I did, however, and gave him the evil eye every time he shoved a freshly sharpened crayon into his mouth. I asked my mother why some kids preferred eating crayons to coloring with them. My mother -- as charmingly clueless as the 1950s housewife played by Julianne Moore in Far From Heaven -- giggled and replied, "Some kids don't like to eat fish sticks, either." It took me years to figure out what she meant. Fish sticks or blue crayons -- it's simply a matter of personal taste.
Learning the art of discriminating eating should start early, which is why a restaurant like the three-year-old Crayola Cafe has a lot of potential. The menu isn't dumbed down like most kid-friendly restaurants', nor is it so coyly sophisticated as to turn off a youthful palate. The place is bright and colorful, and the service is friendly. So why did I cringe every time I went there? After three meals at the Crayola Cafe, I've decided that although the place has all the right colors and talent to be something more special than a lowbrow diner, it's missing that creative spark that might make it extraordinary. There's a certain magic associated with the Hallmark-owned brand name Crayola: Just ask anyone who remembers flipping back the cardboard lid of his or her first orange-and-green box containing the 64-color assortment. Those perfectly formed little wands of vibrantly colored wax glowed like jewels. Magic!

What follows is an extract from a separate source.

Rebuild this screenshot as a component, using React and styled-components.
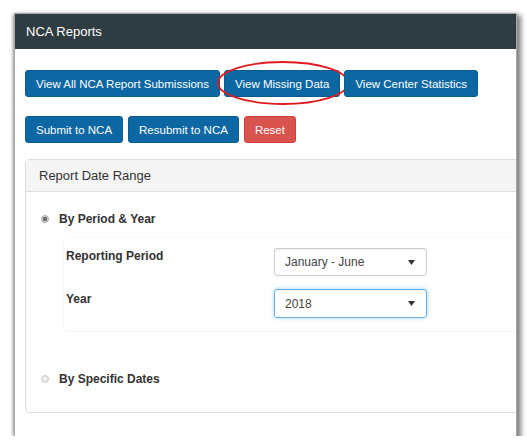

Whereas the Walt Disney Company is masterfully shrewd when capitalizing on its product name, Hallmark and its Culinary Concept unit fumble with their hometown Crayola Cafe. The food, overseen by chef Kelli Billingsley, isn't artful in any fashion. In fact, it's numbingly dull. The sandwiches are no more interesting than those found at any corporate casual chain, and the main dishes couldn't be more bland or served with less flair. Yes, there are a few gimmicky choices aimed at kids who prefer playing with their food to eating it, including a "Make-Your-Own Peanut Butter" option served with crustless toast rounds, apple slices, bananas and caramel popcorn. If it sounds more like a game than a meal, it is.
The place could use a little spiffing up visually as well. The location, on the second-level terrace of Crown Center, overlooking the building's indoor atrium, doesn't lend itself to much in the way of colorful décor. There are no interior walls, so the only decorative elements -- aside from the paper placemats -- are architectural ones (a massive ring of lights floating above the "bar," for instance). Oh, there are oversized Crayola props, too, but they're scrawled with more graffiti than any New York subway car.
The artistically inclined can scribble on the placemats with a selection of Binney & Smith's newest colors (changed every Sunday, for those diners who prefer virgin wax), placed at each table along with a "children's menu" that's so tiny I didn't even notice it until my final visit. By then, we'd already ordered. I've seen postcards bigger than this laminated sheet, and the microscopic print was more difficult to read than the etchings on the Rosetta stone.